> **RECORDED DATA**

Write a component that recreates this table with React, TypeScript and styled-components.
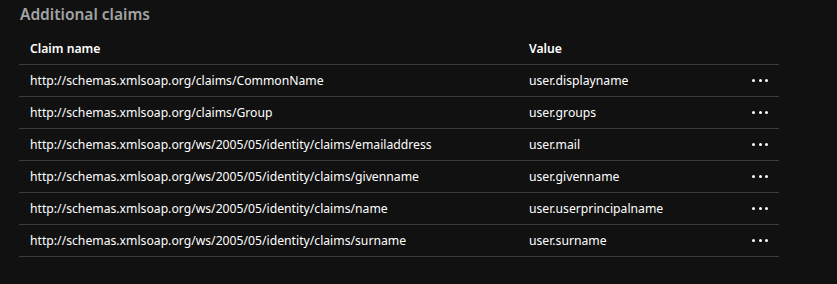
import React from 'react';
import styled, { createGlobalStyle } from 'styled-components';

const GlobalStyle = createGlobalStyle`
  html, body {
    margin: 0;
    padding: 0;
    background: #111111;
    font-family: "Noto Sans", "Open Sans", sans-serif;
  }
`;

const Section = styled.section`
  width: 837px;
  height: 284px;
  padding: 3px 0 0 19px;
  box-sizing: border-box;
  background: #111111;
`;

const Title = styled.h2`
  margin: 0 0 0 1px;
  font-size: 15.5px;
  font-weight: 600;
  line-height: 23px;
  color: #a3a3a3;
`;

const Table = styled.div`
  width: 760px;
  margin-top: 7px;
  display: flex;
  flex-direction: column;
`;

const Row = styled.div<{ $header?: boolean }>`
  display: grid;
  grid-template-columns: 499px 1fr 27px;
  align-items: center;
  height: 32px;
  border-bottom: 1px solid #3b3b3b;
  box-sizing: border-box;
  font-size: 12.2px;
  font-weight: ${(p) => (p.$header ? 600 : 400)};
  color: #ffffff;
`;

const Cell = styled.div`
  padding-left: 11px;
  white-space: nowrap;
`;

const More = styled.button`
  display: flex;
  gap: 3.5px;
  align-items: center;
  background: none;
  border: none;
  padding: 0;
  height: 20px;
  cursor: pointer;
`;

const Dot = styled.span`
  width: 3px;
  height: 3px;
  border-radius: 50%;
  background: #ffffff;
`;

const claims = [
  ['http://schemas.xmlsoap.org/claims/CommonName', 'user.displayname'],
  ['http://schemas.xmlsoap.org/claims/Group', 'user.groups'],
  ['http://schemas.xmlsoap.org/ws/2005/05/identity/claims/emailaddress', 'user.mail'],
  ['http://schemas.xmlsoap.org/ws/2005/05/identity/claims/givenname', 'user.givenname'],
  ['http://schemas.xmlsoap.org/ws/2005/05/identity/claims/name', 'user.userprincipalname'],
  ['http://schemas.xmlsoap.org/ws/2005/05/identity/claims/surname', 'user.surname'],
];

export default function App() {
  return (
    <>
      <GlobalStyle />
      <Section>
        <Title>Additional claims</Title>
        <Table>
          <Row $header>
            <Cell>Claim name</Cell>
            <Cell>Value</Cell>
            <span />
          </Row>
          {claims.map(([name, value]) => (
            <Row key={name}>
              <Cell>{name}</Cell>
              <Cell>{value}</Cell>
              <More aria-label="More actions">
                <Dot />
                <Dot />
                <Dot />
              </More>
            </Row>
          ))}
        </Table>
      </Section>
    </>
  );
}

> **WHAT THIS TASK INVOLVES**
Repeat the full listing above exactly, with no pictures in the copy.

> **IN RESPONSE**
Write a component that recreates this table with React, TypeScript and styled-components.
import React from 'react';
import styled, { createGlobalStyle } from 'styled-components';

const GlobalStyle = createGlobalStyle`
  html, body {
    margin: 0;
    padding: 0;
    background: #111111;
    font-family: "Noto Sans", "Open Sans", sans-serif;
  }
`;

const Section = styled.section`
  width: 837px;
  height: 284px;
  padding: 3px 0 0 19px;
  box-sizing: border-box;
  background: #111111;
`;

const Title = styled.h2`
  margin: 0 0 0 1px;
  font-size: 15.5px;
  font-weight: 600;
  line-height: 23px;
  color: #a3a3a3;
`;

const Table = styled.div`
  width: 760px;
  margin-top: 7px;
  display: flex;
  flex-direction: column;
`;

const Row = styled.div<{ $header?: boolean }>`
  display: grid;
  grid-template-columns: 499px 1fr 27px;
  align-items: center;
  height: 32px;
  border-bottom: 1px solid #3b3b3b;
  box-sizing: border-box;
  font-size: 12.2px;
  font-weight: ${(p) => (p.$header ? 600 : 400)};
  color: #ffffff;
`;

const Cell = styled.div`
  padding-left: 11px;
  white-space: nowrap;
`;

const More = styled.button`
  display: flex;
  gap: 3.5px;
  align-items: center;
  background: none;
  border: none;
  padding: 0;
  height: 20px;
  cursor: pointer;
`;

const Dot = styled.span`
  width: 3px;
  height: 3px;
  border-radius: 50%;
  background: #ffffff;
`;

const claims = [
  ['http://schemas.xmlsoap.org/claims/CommonName', 'user.displayname'],
  ['http://schemas.xmlsoap.org/claims/Group', 'user.groups'],
  ['http://schemas.xmlsoap.org/ws/2005/05/identity/claims/emailaddress', 'user.mail'],
  ['http://schemas.xmlsoap.org/ws/2005/05/identity/claims/givenname', 'user.givenname'],
  ['http://schemas.xmlsoap.org/ws/2005/05/identity/claims/name', 'user.userprincipalname'],
  ['http://schemas.xmlsoap.org/ws/2005/05/identity/claims/surname', 'user.surname'],
];

export default function App() {
  return (
    <>
      <GlobalStyle />
      <Section>
        <Title>Additional claims</Title>
        <Table>
          <Row $header>
            <Cell>Claim name</Cell>
            <Cell>Value</Cell>
            <span />
          </Row>
          {claims.map(([name, value]) => (
            <Row key={name}>
              <Cell>{name}</Cell>
              <Cell>{value}</Cell>
              <More aria-label="More actions">
                <Dot />
                <Dot />
                <Dot />
              </More>
            </Row>
          ))}
        </Table>
      </Section>
    </>
  );
}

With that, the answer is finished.